EXERCISE DETAILS: Determine the count of lines holding the string "components". Return only the number.

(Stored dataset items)
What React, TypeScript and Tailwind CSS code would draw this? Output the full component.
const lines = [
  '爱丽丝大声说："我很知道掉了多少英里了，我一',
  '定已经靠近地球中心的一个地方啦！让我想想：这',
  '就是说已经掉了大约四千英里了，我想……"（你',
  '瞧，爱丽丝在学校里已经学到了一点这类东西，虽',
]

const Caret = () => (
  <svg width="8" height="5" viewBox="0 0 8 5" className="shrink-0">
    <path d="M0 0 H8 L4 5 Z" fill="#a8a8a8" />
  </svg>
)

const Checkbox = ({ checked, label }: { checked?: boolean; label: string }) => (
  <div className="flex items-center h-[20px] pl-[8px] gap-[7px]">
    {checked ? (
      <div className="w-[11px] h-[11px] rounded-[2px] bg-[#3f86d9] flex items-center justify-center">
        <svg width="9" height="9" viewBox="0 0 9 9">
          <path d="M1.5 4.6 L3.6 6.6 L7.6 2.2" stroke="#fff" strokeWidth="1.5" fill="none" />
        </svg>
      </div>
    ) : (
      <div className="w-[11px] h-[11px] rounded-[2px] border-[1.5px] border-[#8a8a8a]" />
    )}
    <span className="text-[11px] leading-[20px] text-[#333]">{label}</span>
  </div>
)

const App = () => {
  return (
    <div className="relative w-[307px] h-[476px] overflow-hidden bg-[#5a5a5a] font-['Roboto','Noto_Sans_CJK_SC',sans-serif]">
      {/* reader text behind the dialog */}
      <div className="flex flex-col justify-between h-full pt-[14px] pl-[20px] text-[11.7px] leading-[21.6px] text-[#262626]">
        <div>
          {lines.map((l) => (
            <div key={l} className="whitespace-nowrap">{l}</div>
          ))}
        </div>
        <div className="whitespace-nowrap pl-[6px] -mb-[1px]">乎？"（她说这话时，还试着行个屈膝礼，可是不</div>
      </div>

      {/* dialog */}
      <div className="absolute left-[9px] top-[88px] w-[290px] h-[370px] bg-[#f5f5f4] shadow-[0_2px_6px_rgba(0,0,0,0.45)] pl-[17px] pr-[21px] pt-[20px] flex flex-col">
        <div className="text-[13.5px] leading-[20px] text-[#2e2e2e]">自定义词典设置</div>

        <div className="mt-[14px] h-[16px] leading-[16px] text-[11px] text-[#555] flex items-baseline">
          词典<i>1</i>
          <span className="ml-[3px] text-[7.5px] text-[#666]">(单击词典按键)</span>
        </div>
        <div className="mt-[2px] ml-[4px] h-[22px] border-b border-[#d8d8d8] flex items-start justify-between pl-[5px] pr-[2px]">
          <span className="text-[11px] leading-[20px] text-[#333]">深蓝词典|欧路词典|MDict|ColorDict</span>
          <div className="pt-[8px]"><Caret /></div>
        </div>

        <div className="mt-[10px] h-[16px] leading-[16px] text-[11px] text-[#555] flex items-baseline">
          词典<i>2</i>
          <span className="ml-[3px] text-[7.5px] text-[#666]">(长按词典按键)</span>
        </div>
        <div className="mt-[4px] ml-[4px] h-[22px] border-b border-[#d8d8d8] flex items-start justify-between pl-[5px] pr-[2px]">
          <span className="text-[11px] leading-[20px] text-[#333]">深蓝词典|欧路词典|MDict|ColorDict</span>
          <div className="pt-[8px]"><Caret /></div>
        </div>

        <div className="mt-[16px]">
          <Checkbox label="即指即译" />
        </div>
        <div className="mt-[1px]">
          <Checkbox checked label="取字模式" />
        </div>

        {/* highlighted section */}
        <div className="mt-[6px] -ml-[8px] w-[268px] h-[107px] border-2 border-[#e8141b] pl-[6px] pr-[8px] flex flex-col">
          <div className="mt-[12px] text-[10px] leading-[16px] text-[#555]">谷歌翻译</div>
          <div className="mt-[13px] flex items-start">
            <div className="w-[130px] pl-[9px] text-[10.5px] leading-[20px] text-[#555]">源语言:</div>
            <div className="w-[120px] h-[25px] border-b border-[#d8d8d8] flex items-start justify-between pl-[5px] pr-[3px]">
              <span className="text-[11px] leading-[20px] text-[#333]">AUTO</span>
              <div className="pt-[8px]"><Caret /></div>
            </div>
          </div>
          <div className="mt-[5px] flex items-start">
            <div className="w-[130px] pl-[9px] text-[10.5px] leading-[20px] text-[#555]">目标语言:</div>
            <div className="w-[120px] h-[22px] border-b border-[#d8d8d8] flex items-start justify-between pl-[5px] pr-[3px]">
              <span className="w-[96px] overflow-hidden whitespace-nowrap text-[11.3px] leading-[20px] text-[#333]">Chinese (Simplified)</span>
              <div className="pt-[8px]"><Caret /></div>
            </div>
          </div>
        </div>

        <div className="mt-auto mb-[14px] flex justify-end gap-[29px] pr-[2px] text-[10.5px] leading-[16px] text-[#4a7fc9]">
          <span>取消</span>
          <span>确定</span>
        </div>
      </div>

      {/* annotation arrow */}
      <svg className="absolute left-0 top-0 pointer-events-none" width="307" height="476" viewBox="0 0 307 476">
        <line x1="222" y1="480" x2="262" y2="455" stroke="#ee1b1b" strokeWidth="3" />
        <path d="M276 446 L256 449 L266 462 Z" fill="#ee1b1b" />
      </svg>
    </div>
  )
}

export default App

==

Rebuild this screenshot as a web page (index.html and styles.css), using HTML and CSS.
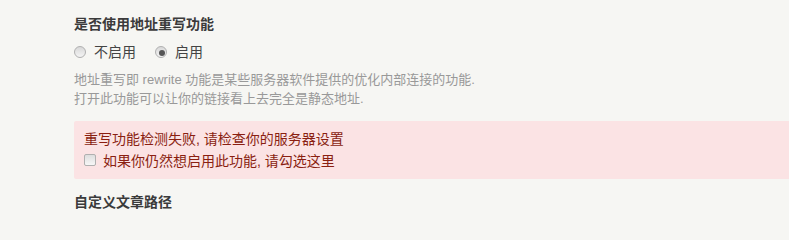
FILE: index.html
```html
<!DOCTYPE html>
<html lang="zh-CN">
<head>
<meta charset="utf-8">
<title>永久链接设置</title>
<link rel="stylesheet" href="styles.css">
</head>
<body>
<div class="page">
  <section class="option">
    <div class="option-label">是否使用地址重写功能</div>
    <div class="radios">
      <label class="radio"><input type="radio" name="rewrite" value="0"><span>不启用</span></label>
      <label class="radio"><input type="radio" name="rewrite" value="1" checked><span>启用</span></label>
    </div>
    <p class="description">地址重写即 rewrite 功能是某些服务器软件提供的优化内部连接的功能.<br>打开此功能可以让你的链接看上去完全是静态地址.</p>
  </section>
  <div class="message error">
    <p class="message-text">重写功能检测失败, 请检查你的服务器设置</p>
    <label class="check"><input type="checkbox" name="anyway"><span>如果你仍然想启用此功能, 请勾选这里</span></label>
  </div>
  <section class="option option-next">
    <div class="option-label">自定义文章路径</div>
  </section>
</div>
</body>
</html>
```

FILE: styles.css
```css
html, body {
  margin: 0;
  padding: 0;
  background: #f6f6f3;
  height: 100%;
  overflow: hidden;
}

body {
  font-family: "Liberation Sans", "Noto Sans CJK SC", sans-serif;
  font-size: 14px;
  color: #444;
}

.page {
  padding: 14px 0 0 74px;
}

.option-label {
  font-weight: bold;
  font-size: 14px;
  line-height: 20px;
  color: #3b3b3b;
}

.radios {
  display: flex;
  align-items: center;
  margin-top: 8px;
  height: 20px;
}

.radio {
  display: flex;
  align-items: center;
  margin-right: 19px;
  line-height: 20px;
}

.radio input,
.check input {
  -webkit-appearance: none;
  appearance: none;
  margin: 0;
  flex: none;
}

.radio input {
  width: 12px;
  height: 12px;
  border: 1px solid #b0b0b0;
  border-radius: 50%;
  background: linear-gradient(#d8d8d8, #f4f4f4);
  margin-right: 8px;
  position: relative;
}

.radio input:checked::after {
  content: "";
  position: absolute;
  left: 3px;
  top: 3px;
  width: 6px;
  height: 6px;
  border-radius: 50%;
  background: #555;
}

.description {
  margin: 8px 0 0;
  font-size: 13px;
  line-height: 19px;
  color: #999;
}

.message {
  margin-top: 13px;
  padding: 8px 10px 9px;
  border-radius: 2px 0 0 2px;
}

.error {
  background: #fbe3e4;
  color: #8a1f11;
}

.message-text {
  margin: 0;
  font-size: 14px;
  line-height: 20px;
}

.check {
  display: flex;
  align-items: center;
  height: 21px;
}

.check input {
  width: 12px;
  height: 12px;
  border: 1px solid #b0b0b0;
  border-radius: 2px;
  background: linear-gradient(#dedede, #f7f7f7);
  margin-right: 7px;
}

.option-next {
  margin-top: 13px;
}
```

--

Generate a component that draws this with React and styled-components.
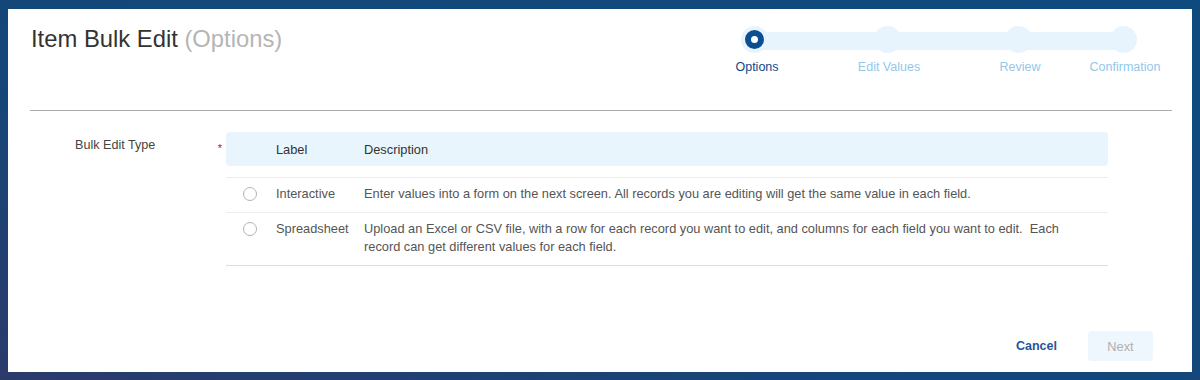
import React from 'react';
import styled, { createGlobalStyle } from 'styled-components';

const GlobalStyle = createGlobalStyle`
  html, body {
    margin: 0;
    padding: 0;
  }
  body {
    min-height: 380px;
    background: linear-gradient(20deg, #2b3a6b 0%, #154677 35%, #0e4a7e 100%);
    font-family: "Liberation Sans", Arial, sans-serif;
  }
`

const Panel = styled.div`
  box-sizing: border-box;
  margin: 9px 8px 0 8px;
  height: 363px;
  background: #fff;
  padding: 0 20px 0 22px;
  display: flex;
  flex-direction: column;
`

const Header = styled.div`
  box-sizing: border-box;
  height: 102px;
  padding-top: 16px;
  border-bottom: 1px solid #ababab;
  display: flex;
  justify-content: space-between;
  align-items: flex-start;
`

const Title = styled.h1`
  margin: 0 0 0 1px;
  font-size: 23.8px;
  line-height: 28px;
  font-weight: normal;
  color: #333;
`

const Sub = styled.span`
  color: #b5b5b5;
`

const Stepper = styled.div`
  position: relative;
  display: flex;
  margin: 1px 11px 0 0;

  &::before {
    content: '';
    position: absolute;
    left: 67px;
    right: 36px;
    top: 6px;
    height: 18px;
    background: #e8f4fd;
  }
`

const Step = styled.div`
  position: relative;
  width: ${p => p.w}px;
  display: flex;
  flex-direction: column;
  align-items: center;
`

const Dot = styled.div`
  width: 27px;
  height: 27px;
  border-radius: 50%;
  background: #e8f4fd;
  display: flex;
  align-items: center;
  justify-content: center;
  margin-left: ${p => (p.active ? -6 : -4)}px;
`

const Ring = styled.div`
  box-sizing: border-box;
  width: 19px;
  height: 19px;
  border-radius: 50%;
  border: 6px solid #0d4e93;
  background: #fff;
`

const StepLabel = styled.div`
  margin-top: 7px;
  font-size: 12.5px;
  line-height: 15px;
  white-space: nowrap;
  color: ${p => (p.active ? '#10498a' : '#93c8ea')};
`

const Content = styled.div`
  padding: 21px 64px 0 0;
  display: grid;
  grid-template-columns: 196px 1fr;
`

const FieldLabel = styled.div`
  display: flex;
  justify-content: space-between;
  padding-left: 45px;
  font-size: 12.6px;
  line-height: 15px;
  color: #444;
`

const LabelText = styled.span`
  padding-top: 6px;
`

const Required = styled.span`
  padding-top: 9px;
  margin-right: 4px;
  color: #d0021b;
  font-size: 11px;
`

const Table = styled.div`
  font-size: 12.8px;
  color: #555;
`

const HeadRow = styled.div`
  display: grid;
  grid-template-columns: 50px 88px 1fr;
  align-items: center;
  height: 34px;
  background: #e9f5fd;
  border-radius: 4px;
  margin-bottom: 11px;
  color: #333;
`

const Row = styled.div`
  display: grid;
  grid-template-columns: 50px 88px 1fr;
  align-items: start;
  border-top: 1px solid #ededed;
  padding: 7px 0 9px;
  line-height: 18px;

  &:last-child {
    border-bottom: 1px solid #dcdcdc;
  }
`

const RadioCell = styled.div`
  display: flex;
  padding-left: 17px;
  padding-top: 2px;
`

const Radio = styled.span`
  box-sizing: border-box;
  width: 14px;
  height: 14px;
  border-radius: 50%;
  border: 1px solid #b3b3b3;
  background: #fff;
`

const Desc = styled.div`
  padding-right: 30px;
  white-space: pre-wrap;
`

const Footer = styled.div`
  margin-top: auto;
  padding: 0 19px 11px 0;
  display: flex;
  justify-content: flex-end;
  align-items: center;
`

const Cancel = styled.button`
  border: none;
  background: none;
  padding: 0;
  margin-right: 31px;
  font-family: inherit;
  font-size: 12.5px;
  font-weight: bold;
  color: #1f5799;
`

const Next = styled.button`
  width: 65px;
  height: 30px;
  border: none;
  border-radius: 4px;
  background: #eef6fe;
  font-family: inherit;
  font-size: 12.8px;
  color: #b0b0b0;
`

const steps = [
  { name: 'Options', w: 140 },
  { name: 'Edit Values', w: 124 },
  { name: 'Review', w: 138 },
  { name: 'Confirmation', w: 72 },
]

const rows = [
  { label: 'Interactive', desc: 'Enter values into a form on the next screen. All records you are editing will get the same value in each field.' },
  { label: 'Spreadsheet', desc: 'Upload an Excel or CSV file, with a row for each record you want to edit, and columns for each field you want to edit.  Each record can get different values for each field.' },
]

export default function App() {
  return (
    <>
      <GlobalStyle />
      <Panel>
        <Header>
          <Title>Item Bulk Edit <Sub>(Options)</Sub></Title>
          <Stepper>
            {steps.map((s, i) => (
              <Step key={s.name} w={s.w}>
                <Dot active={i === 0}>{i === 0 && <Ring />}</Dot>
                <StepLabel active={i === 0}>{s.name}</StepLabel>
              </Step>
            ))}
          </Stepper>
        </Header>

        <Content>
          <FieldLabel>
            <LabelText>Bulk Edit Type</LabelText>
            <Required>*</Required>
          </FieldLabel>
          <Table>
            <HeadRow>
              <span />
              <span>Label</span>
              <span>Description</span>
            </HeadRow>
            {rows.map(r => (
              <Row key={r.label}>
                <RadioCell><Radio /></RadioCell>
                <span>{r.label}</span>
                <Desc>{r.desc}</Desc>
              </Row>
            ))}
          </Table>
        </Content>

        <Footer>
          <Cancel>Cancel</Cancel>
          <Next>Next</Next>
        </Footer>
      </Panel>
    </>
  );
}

RESPONSE TO THE TASK: 2